>> Begin

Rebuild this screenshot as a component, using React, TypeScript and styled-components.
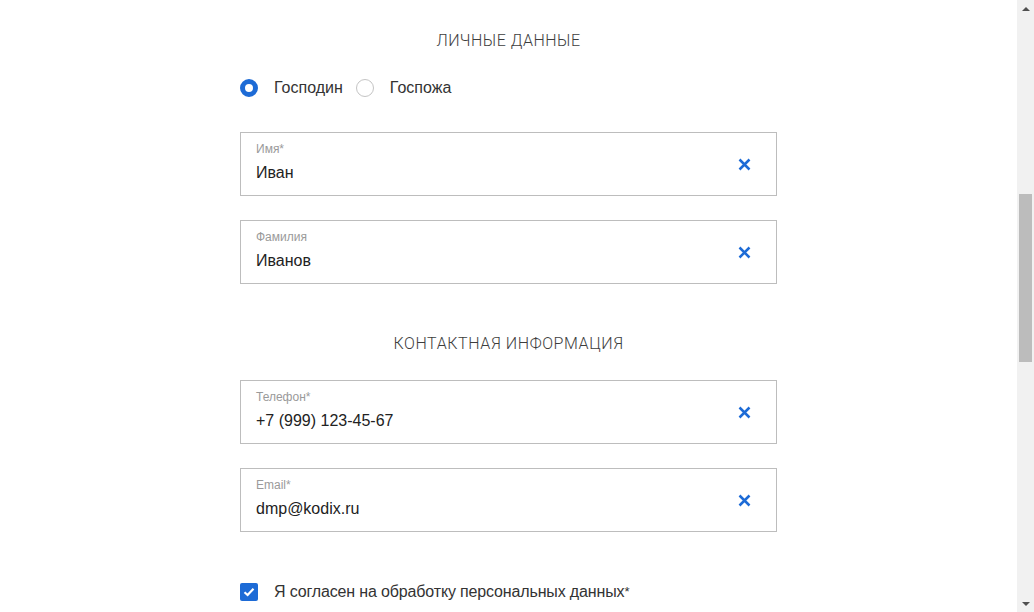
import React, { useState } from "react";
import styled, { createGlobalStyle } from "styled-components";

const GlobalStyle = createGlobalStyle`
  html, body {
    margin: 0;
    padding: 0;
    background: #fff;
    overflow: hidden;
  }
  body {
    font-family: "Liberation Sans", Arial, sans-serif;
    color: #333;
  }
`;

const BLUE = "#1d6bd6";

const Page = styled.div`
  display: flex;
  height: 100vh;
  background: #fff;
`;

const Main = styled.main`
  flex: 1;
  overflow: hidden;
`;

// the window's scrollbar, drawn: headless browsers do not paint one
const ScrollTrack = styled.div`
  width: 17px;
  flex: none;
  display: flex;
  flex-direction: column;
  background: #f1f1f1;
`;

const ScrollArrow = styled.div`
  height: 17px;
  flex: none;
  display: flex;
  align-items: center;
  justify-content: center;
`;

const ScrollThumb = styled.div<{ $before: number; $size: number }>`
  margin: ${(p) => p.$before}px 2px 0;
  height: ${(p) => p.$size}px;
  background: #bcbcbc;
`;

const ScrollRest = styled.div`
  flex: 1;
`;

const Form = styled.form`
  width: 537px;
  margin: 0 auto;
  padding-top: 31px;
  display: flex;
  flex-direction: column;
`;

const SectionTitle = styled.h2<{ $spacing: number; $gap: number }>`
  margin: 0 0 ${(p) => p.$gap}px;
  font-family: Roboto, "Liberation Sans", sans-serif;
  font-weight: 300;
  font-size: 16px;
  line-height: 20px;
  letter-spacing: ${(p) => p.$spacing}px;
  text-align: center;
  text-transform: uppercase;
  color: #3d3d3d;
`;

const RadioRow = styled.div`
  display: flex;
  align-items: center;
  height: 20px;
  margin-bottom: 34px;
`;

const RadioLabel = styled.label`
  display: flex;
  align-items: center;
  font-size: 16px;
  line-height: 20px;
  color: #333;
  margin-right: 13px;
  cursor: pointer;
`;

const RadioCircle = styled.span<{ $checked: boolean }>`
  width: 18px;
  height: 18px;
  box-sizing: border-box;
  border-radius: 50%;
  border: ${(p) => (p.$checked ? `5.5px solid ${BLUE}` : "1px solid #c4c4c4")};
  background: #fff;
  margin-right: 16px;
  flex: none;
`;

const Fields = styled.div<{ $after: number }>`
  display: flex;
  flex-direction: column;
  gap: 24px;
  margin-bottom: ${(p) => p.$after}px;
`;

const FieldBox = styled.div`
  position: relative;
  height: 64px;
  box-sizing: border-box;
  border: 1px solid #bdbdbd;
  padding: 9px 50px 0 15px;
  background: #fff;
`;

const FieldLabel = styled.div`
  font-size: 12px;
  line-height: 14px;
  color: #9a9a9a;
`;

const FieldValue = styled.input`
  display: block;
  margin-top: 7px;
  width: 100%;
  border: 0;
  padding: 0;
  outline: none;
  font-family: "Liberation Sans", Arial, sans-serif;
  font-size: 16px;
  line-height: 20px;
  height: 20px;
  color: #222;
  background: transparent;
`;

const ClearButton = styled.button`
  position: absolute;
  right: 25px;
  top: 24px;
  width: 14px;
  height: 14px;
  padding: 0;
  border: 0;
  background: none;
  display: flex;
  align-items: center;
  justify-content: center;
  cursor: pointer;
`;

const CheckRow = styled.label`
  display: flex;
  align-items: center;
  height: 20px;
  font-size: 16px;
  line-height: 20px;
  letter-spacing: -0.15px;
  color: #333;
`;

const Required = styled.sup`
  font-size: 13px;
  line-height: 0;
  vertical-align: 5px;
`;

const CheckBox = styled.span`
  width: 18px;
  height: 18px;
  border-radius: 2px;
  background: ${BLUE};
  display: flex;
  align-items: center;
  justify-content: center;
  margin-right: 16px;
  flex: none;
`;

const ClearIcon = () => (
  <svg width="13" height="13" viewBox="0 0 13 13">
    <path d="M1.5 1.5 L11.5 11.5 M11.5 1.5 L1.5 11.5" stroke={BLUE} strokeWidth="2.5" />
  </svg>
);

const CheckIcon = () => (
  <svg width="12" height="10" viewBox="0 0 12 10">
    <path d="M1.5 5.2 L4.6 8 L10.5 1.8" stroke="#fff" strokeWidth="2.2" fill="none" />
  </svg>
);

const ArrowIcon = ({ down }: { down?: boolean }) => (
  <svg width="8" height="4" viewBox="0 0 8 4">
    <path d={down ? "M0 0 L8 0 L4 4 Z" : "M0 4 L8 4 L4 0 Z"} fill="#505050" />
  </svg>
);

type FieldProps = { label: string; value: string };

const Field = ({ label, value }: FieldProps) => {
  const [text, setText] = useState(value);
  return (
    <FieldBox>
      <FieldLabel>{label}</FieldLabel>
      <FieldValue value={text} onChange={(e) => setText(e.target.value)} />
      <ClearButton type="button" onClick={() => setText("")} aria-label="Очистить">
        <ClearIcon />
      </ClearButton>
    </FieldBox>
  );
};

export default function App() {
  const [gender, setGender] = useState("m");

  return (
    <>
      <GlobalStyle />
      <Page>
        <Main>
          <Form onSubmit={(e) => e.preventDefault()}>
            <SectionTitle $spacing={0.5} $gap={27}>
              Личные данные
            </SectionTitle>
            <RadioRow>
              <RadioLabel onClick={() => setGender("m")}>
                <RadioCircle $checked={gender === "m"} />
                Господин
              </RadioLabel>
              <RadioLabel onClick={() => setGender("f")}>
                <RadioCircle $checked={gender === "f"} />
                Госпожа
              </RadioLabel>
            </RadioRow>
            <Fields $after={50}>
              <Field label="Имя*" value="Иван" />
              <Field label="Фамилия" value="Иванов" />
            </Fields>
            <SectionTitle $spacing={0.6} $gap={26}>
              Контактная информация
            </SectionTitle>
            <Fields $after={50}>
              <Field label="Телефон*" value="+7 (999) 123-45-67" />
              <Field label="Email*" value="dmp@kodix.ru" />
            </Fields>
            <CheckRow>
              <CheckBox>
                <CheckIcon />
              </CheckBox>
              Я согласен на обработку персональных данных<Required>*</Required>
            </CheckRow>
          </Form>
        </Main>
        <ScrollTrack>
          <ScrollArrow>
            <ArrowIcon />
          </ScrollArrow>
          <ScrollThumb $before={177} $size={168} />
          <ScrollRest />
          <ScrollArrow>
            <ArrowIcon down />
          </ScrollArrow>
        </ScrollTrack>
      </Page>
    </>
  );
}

>> End
>> Begin

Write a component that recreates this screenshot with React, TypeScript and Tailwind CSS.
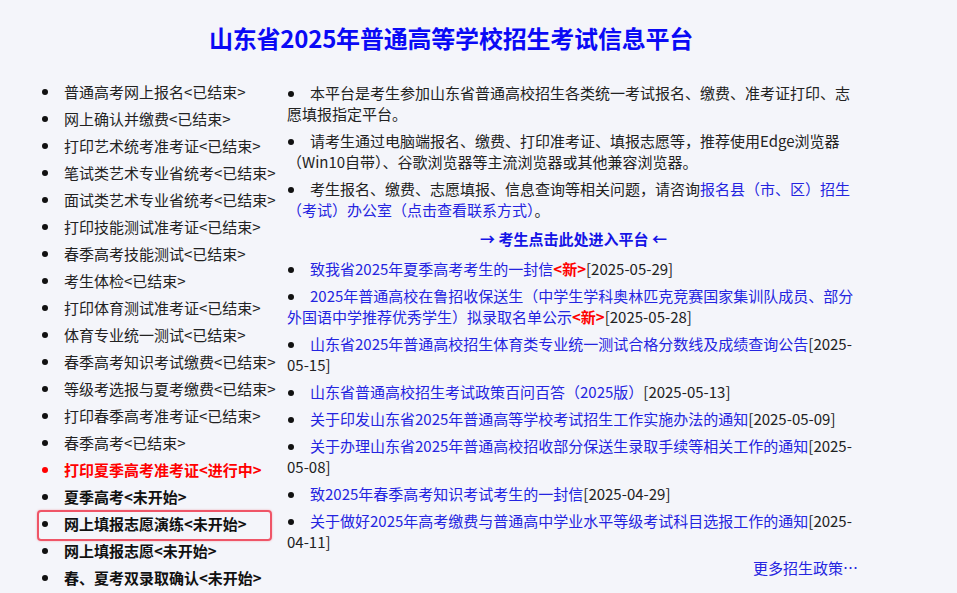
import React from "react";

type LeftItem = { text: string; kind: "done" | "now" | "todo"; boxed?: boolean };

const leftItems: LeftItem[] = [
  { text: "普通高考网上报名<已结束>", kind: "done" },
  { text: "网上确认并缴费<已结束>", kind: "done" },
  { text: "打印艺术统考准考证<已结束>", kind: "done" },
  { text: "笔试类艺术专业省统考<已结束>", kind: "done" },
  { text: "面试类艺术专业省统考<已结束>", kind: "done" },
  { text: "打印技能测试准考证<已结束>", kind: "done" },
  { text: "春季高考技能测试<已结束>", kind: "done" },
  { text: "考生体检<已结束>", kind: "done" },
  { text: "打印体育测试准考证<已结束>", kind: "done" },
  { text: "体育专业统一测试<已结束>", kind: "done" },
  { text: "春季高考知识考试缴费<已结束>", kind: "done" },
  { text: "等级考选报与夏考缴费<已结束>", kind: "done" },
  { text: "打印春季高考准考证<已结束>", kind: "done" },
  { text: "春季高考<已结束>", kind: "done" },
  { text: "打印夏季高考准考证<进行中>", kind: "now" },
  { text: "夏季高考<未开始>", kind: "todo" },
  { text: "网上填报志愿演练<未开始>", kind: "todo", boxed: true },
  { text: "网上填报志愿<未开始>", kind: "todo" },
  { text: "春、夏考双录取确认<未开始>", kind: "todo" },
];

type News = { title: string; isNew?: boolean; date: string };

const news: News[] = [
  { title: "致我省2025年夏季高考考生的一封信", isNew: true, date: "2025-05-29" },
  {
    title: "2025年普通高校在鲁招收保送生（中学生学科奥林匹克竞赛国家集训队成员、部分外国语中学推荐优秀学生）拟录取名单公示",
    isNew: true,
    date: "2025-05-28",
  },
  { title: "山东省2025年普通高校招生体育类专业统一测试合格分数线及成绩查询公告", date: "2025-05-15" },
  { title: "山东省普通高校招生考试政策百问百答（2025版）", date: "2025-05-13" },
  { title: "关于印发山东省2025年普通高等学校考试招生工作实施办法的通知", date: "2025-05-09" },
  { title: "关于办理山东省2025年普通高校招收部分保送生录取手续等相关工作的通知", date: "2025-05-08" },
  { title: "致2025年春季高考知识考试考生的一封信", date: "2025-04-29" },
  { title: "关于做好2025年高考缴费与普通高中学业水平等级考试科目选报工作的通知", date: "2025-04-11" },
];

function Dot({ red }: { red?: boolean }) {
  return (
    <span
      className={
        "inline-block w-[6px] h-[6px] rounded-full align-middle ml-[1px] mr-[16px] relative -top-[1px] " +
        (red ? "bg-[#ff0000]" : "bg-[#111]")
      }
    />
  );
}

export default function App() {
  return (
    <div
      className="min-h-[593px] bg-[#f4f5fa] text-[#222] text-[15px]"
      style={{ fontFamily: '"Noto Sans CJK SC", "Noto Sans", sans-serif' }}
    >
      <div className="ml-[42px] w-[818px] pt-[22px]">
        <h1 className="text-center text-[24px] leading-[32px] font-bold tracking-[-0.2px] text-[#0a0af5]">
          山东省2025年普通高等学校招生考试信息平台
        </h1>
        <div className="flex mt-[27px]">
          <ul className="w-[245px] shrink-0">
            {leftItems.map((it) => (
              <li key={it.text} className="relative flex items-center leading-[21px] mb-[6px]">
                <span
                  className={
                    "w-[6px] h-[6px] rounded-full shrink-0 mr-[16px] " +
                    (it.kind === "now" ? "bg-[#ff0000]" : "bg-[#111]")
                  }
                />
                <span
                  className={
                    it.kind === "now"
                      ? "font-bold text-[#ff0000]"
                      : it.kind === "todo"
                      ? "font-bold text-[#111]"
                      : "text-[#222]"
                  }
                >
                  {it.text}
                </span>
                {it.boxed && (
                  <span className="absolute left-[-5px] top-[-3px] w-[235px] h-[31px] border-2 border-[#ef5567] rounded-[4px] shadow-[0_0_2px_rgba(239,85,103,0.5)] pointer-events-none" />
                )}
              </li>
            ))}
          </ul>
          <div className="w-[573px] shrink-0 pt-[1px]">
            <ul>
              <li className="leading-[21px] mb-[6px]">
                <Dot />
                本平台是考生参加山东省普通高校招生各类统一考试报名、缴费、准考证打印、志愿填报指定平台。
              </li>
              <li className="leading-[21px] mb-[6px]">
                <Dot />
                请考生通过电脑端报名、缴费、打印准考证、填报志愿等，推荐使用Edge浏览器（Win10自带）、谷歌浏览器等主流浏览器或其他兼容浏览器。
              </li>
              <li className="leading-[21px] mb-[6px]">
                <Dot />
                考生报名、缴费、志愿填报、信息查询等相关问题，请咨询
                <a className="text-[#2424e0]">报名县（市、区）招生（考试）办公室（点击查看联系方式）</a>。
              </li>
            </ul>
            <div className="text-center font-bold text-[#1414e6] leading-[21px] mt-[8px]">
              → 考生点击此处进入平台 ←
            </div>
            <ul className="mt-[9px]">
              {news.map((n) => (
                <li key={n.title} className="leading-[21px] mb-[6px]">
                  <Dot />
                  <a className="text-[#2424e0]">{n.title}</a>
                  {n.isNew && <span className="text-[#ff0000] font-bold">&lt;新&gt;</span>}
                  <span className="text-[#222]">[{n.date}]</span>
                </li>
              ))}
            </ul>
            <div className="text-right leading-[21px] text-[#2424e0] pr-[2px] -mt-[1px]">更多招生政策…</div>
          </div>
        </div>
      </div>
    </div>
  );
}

>> End

TASK REQUIREMENTS
Show all lines from the data above in which the word "screenshot" appears.

SOLUTION FOR THIS TASK
Rebuild this screenshot as a component, using React, TypeScript and styled-components.
Write a component that recreates this screenshot with React, TypeScript and Tailwind CSS.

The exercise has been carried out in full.